DATA PROVIDED ::
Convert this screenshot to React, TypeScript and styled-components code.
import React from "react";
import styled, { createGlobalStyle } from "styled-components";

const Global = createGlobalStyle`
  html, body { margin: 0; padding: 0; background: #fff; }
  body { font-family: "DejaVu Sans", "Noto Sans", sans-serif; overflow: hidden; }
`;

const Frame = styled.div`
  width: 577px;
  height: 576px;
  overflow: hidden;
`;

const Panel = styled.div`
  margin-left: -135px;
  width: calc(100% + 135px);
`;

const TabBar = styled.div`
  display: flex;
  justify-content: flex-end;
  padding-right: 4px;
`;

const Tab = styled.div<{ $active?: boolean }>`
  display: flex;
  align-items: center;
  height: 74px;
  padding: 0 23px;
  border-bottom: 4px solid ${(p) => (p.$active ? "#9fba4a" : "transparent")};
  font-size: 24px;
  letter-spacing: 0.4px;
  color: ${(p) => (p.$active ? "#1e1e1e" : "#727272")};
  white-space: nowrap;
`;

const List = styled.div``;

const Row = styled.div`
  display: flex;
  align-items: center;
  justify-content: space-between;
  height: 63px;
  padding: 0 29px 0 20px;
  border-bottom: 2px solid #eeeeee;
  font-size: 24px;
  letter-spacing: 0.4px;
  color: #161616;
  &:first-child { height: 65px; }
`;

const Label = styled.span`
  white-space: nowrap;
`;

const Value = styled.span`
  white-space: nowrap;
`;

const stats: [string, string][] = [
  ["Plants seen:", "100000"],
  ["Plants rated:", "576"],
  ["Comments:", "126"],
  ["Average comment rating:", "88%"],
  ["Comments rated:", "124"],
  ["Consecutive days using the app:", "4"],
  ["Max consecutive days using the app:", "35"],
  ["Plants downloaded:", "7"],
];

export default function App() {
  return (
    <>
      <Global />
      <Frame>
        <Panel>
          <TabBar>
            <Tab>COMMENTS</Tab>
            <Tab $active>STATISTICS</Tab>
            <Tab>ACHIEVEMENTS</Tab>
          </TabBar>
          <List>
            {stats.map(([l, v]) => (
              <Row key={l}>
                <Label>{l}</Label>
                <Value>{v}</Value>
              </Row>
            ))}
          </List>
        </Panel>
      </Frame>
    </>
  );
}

--

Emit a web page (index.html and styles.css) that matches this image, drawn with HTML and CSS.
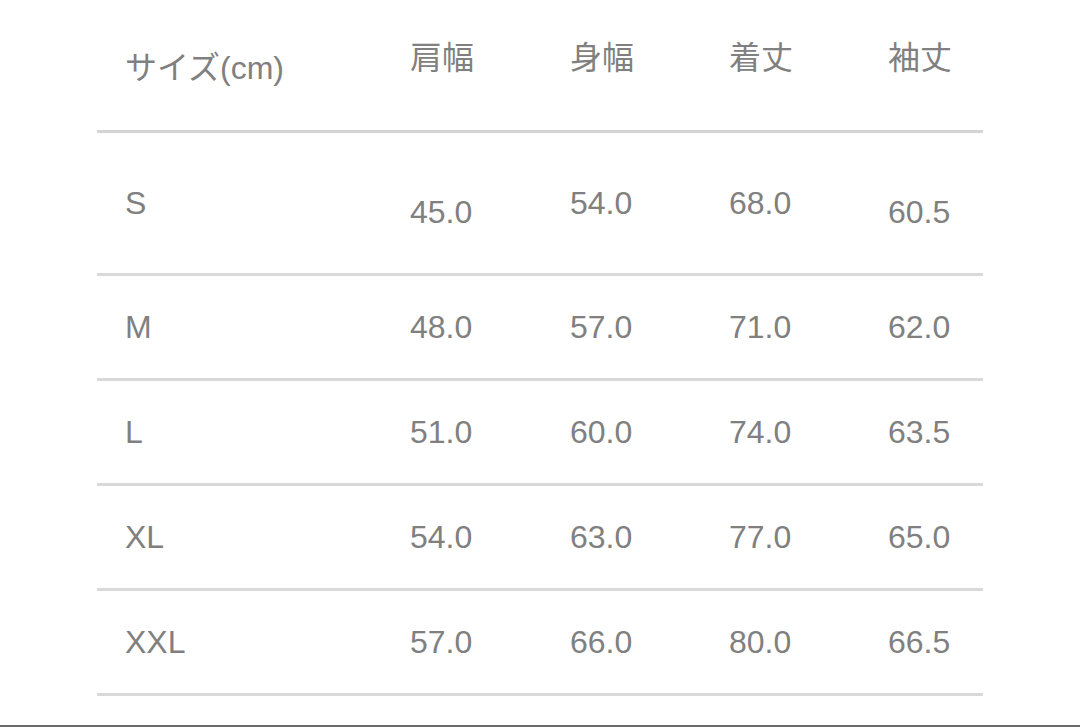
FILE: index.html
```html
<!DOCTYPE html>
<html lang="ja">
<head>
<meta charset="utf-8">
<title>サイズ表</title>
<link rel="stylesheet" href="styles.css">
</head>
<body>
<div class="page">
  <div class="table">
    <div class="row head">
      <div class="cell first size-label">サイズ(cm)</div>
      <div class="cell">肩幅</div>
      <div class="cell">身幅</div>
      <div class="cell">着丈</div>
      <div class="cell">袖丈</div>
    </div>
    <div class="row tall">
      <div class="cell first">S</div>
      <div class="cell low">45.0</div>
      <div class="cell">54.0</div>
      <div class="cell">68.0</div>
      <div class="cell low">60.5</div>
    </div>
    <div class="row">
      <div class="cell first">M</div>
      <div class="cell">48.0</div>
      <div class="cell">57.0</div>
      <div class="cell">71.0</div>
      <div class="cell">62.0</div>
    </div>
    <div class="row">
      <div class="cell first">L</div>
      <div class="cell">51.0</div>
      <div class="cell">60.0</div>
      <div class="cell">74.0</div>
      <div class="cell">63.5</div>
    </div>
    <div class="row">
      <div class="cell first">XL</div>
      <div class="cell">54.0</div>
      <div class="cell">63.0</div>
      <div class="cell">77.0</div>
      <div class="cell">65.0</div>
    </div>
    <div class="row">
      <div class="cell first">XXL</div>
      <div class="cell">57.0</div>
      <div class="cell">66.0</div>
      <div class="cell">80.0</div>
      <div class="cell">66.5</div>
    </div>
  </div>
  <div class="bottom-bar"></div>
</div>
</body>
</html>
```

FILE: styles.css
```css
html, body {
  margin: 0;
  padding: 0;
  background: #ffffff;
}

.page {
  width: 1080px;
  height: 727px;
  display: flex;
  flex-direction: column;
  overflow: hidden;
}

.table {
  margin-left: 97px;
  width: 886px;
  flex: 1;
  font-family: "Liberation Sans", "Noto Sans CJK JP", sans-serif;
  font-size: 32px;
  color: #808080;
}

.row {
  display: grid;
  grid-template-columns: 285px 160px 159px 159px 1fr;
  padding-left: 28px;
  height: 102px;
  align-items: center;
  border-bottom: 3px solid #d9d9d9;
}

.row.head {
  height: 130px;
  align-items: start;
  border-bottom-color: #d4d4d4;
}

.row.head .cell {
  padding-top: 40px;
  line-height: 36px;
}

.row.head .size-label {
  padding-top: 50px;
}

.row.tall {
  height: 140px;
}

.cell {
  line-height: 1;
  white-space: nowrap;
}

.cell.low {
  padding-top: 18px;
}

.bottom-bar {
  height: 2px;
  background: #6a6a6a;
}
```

---

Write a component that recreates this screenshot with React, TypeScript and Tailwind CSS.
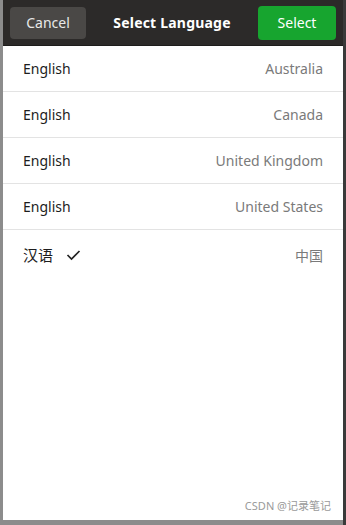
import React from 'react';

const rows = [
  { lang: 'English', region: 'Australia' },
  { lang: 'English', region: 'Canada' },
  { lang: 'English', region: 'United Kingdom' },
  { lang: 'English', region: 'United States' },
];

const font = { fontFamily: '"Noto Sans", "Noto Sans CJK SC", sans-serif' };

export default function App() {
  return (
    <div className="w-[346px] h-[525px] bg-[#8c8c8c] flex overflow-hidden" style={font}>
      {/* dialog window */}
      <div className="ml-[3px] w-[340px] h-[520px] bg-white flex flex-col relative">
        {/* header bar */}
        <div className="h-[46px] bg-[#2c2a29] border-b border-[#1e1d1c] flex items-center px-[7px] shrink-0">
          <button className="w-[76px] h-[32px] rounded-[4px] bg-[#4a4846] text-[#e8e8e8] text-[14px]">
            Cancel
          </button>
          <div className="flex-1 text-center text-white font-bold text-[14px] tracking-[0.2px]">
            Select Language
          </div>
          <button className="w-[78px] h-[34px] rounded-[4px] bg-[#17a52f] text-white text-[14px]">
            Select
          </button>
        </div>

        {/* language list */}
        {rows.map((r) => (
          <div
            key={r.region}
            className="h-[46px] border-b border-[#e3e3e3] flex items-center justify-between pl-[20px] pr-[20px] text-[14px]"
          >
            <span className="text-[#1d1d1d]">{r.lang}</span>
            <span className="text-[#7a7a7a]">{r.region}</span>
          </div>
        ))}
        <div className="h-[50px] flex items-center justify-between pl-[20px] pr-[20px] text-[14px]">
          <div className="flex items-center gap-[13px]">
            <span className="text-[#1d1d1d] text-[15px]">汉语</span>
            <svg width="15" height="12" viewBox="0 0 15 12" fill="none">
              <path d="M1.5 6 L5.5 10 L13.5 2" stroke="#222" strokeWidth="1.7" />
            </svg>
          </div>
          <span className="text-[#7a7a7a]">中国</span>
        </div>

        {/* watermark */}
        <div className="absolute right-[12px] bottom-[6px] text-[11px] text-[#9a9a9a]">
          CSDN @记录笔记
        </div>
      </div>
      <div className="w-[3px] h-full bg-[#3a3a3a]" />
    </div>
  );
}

AIM OF THE EXERCISE ::
Copy, from the material above, each line in which the string "this" occurs.

TASK OUTPUT ::
Convert this screenshot to React, TypeScript and styled-components code.
Emit a web page (index.html and styles.css) that matches this image, drawn with HTML and CSS.
Write a component that recreates this screenshot with React, TypeScript and Tailwind CSS.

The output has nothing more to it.